Interest and Fees Can Easily Outweigh the Benefits
Desperate times often call for desperate measures, but sometimes those tactics can leave you worse off than where you began. This can be the case with people struggling to find money for holiday purchases.When we’re desperate, we often resort to solutions that actually increase the problem. The National Foundation for Credit Counseling (NFCC) anticipates an increasing number of consumers turning to payday loans, pawn shops and rent-to-own options as we get closer to Christmas. With limited available cash or a restricted access to credit, many Americans may turn to lending sources they wouldn’t consider during other times of the year. The NFCC wants to educate consumers regarding their borrowing options, and offers the following information on three areas they might want to avoid:
Payday Loans – On the surface, getting the cash you need may seem worth it at any cost. But it’s that cost that can become financially back-breaking. To obtain a payday loan, you write a post-dated check for the amount of the loan plus any fees the lender tacks on. You then receive the amount of money you initially needed to borrow, promising to pay back that amount plus the fees. The term of the typical payday loan is one to two weeks, at which point the lender cashes your post-dated check. Most payday lenders will charge a certain dollar amount per $100 borrowed. For example, they may charge $15 for every $100 you borrow. Thus, if you needed $300 for two weeks until your next paycheck came in; your post-dated check would be for $345. What’s $45 when you desperately need $300? Here’s the catch…that $45 represents an Annual Percentage Rate of 390 percent. You wouldn’t dream of taking out any other type of loan with triple-digit interest. And, if this isn’t bad enough, many consumers cannot repay the loan at term, and end up rolling it over, thus adding on more fees and interest.

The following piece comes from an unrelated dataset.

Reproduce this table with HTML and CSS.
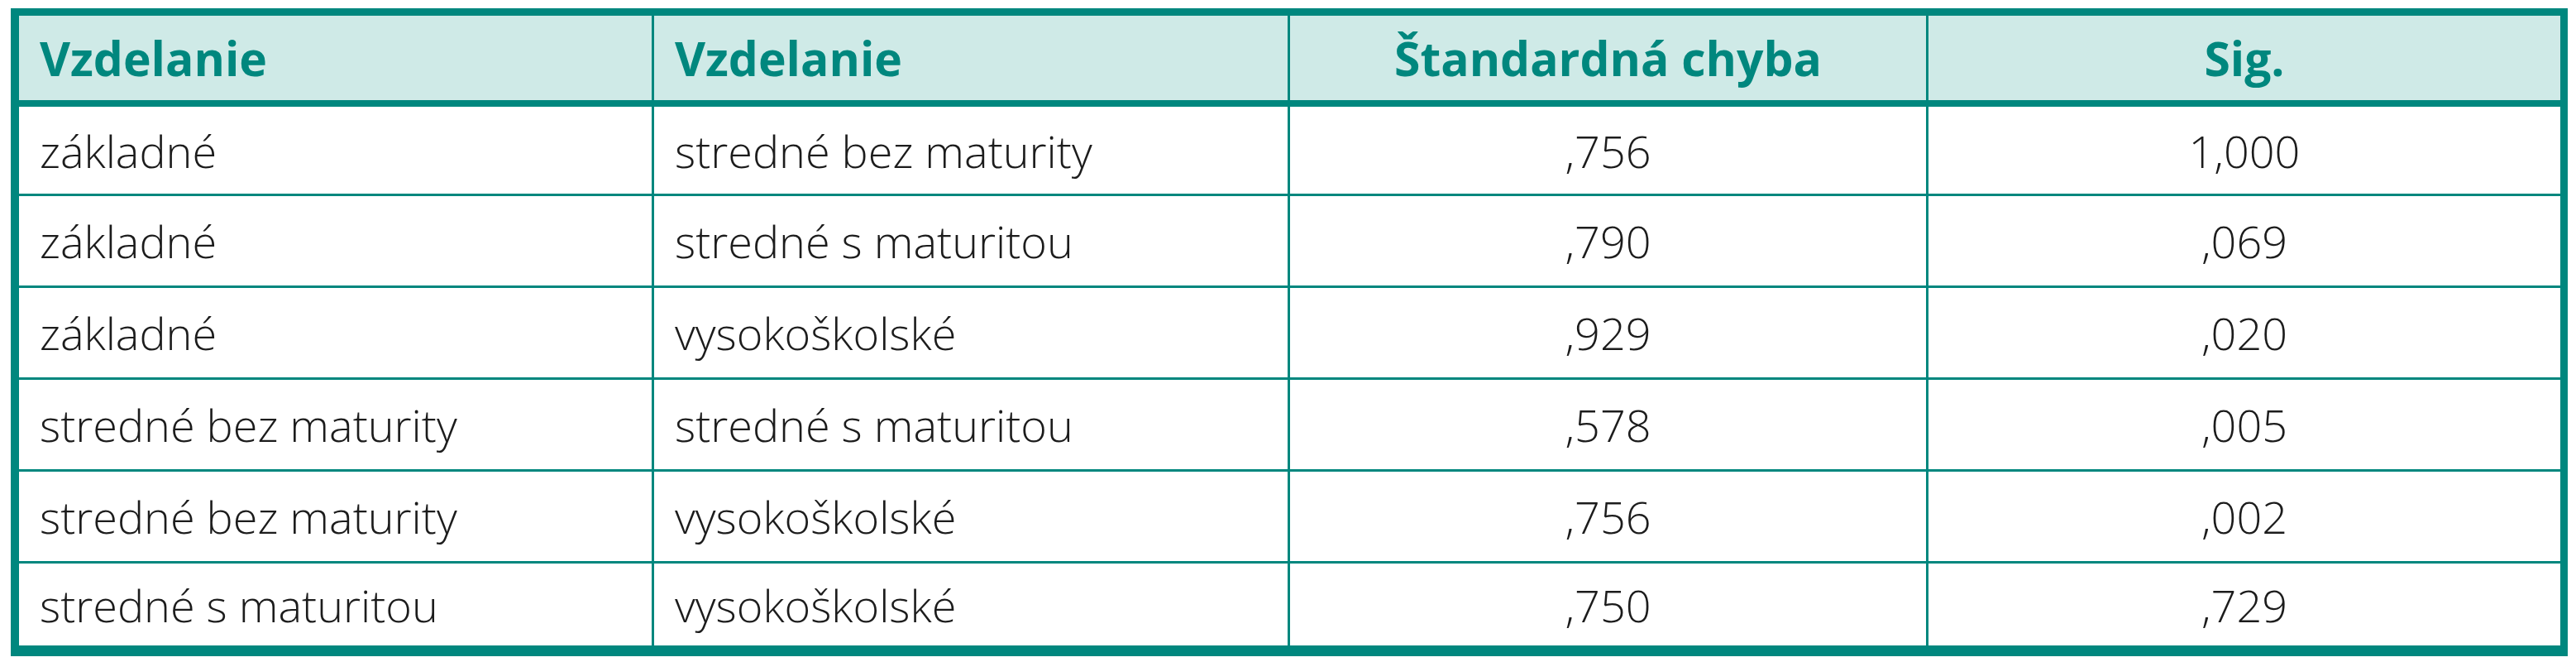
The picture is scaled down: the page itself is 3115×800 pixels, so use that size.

Pawn Shops – People can do several things at pawn shops. They can borrow money by putting up something of value as collateral, they can sell their merchandise outright, or they can buy the merchandise that is for sale at the shop. There are bargains at pawn shops, but only for those buying the merchandise, not for the sellers. Typically, the person pawning the merchandise receives a sum of money (usually nowhere near the true value of the item) which he or she agrees to repay with interest. If the loan is repaid by the end of the term, the merchandise is returned to the owner. If the loan is not repaid, the consumer can renew the loan, or the merchandise is forfeited. What’s the problem? Again, it’s the interest and fees, with APRs typically in the triple-digit range once everything is added in. Further, some studies show that only 60 percent of pawners end up reclaiming their merchandise, thus they have essentially sold an item for cents on the dollar, something they wouldn’t otherwise do.
Rent-to-Own – Everyone wants nice things, and if the family is coming over for the holidays, you may be tempted to spruce up your home. A quick trip to the furniture or electronics store could confirm that a new living room set or flat panel TV are out of your price range. Then you notice an ad for similar items with affordable monthly payments. It seems too good to be true, and it is. The problem once again lies in the interest and fees. For instance, if you bought a $200 item and agreed to make weekly payments of $15 for 78 weeks (basically one and one-half years), you’d end up paying $1,170 for that $200 item at an APR of 388 percent. Adding insult to injury, it is likely that you could have purchased the same item at a traditional store for a fraction of the overall cost.
People wonder why anyone would agree to the terms imposed by payday loan companies, pawn shops and rent-to-own businesses. The answer is that consumers who utilize such concerns typically do not qualify for loans from banks or credit unions, and would not be approved for in-store lines of credit. Nonetheless, people need to understand that even though there is always a cost to credit, when that cost becomes unreasonable, the consumer is better off considering other options or doing without.